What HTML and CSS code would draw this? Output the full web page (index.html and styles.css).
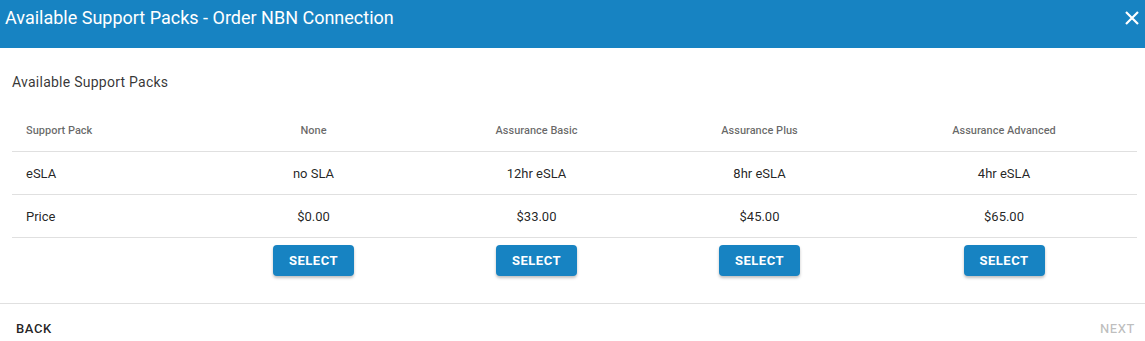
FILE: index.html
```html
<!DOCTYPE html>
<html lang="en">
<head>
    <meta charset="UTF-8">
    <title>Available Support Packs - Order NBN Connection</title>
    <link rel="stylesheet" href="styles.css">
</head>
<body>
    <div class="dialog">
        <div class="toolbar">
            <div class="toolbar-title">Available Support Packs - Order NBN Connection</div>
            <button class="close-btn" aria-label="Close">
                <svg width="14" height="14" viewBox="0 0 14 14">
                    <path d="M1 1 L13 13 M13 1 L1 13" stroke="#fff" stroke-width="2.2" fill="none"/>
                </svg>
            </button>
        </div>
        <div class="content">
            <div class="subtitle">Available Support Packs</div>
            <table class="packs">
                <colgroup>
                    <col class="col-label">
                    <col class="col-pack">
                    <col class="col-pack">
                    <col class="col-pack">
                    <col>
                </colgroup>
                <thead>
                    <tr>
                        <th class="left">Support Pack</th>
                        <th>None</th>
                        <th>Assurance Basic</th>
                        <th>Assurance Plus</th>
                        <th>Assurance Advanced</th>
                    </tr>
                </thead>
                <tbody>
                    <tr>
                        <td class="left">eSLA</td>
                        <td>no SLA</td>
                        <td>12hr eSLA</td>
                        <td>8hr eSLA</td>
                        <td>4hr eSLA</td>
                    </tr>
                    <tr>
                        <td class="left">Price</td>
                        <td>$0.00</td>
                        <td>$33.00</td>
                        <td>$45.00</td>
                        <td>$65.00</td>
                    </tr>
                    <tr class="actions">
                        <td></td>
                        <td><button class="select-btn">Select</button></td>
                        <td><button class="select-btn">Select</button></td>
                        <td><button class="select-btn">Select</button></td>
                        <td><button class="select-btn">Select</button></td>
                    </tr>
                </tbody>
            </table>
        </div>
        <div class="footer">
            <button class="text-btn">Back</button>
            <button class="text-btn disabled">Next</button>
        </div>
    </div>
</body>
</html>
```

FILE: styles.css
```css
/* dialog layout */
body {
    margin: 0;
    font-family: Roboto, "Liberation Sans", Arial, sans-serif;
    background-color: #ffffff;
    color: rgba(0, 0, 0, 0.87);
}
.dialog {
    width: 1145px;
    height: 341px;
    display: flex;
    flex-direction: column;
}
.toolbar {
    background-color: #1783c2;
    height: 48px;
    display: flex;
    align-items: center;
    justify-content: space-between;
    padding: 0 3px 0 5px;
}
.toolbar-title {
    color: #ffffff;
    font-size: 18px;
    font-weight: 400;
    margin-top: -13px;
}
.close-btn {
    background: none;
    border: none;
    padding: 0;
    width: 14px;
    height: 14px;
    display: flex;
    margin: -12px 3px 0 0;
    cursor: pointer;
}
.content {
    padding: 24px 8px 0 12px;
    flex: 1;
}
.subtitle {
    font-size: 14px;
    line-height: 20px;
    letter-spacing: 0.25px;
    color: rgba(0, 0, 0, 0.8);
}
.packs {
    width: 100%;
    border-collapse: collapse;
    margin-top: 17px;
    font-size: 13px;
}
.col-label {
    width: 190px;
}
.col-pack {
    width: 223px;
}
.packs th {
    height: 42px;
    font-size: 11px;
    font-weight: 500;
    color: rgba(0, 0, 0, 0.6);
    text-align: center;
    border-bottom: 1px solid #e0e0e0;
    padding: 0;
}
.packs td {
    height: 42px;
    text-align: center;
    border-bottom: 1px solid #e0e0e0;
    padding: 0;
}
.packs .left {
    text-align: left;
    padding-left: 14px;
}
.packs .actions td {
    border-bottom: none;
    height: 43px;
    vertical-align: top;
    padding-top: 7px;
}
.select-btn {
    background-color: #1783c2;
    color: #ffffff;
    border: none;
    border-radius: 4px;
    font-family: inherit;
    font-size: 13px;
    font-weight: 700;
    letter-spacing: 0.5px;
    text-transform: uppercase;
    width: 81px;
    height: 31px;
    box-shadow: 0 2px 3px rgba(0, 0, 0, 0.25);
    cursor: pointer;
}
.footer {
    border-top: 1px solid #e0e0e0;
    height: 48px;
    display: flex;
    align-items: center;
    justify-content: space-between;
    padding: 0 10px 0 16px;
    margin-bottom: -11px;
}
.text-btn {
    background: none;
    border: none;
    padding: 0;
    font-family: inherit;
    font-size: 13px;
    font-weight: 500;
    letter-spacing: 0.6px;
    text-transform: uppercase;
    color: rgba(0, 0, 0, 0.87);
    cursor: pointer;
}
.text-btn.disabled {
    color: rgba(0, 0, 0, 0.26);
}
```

Written task » Reproduce each line exactly, please, except for any pictures.

Result for this task »
What HTML and CSS code would draw this? Output the full web page (index.html and styles.css).
FILE: index.html
```html
<!DOCTYPE html>
<html lang="en">
<head>
    <meta charset="UTF-8">
    <title>Available Support Packs - Order NBN Connection</title>
    <link rel="stylesheet" href="styles.css">
</head>
<body>
    <div class="dialog">
        <div class="toolbar">
            <div class="toolbar-title">Available Support Packs - Order NBN Connection</div>
            <button class="close-btn" aria-label="Close">
                <svg width="14" height="14" viewBox="0 0 14 14">
                    <path d="M1 1 L13 13 M13 1 L1 13" stroke="#fff" stroke-width="2.2" fill="none"/>
                </svg>
            </button>
        </div>
        <div class="content">
            <div class="subtitle">Available Support Packs</div>
            <table class="packs">
                <colgroup>
                    <col class="col-label">
                    <col class="col-pack">
                    <col class="col-pack">
                    <col class="col-pack">
                    <col>
                </colgroup>
                <thead>
                    <tr>
                        <th class="left">Support Pack</th>
                        <th>None</th>
                        <th>Assurance Basic</th>
                        <th>Assurance Plus</th>
                        <th>Assurance Advanced</th>
                    </tr>
                </thead>
                <tbody>
                    <tr>
                        <td class="left">eSLA</td>
                        <td>no SLA</td>
                        <td>12hr eSLA</td>
                        <td>8hr eSLA</td>
                        <td>4hr eSLA</td>
                    </tr>
                    <tr>
                        <td class="left">Price</td>
                        <td>$0.00</td>
                        <td>$33.00</td>
                        <td>$45.00</td>
                        <td>$65.00</td>
                    </tr>
                    <tr class="actions">
                        <td></td>
                        <td><button class="select-btn">Select</button></td>
                        <td><button class="select-btn">Select</button></td>
                        <td><button class="select-btn">Select</button></td>
                        <td><button class="select-btn">Select</button></td>
                    </tr>
                </tbody>
            </table>
        </div>
        <div class="footer">
            <button class="text-btn">Back</button>
            <button class="text-btn disabled">Next</button>
        </div>
    </div>
</body>
</html>
```

FILE: styles.css
```css
/* dialog layout */
body {
    margin: 0;
    font-family: Roboto, "Liberation Sans", Arial, sans-serif;
    background-color: #ffffff;
    color: rgba(0, 0, 0, 0.87);
}
.dialog {
    width: 1145px;
    height: 341px;
    display: flex;
    flex-direction: column;
}
.toolbar {
    background-color: #1783c2;
    height: 48px;
    display: flex;
    align-items: center;
    justify-content: space-between;
    padding: 0 3px 0 5px;
}
.toolbar-title {
    color: #ffffff;
    font-size: 18px;
    font-weight: 400;
    margin-top: -13px;
}
.close-btn {
    background: none;
    border: none;
    padding: 0;
    width: 14px;
    height: 14px;
    display: flex;
    margin: -12px 3px 0 0;
    cursor: pointer;
}
.content {
    padding: 24px 8px 0 12px;
    flex: 1;
}
.subtitle {
    font-size: 14px;
    line-height: 20px;
    letter-spacing: 0.25px;
    color: rgba(0, 0, 0, 0.8);
}
.packs {
    width: 100%;
    border-collapse: collapse;
    margin-top: 17px;
    font-size: 13px;
}
.col-label {
    width: 190px;
}
.col-pack {
    width: 223px;
}
.packs th {
    height: 42px;
    font-size: 11px;
    font-weight: 500;
    color: rgba(0, 0, 0, 0.6);
    text-align: center;
    border-bottom: 1px solid #e0e0e0;
    padding: 0;
}
.packs td {
    height: 42px;
    text-align: center;
    border-bottom: 1px solid #e0e0e0;
    padding: 0;
}
.packs .left {
    text-align: left;
    padding-left: 14px;
}
.packs .actions td {
    border-bottom: none;
    height: 43px;
    vertical-align: top;
    padding-top: 7px;
}
.select-btn {
    background-color: #1783c2;
    color: #ffffff;
    border: none;
    border-radius: 4px;
    font-family: inherit;
    font-size: 13px;
    font-weight: 700;
    letter-spacing: 0.5px;
    text-transform: uppercase;
    width: 81px;
    height: 31px;
    box-shadow: 0 2px 3px rgba(0, 0, 0, 0.25);
    cursor: pointer;
}
.footer {
    border-top: 1px solid #e0e0e0;
    height: 48px;
    display: flex;
    align-items: center;
    justify-content: space-between;
    padding: 0 10px 0 16px;
    margin-bottom: -11px;
}
.text-btn {
    background: none;
    border: none;
    padding: 0;
    font-family: inherit;
    font-size: 13px;
    font-weight: 500;
    letter-spacing: 0.6px;
    text-transform: uppercase;
    color: rgba(0, 0, 0, 0.87);
    cursor: pointer;
}
.text-btn.disabled {
    color: rgba(0, 0, 0, 0.26);
}
```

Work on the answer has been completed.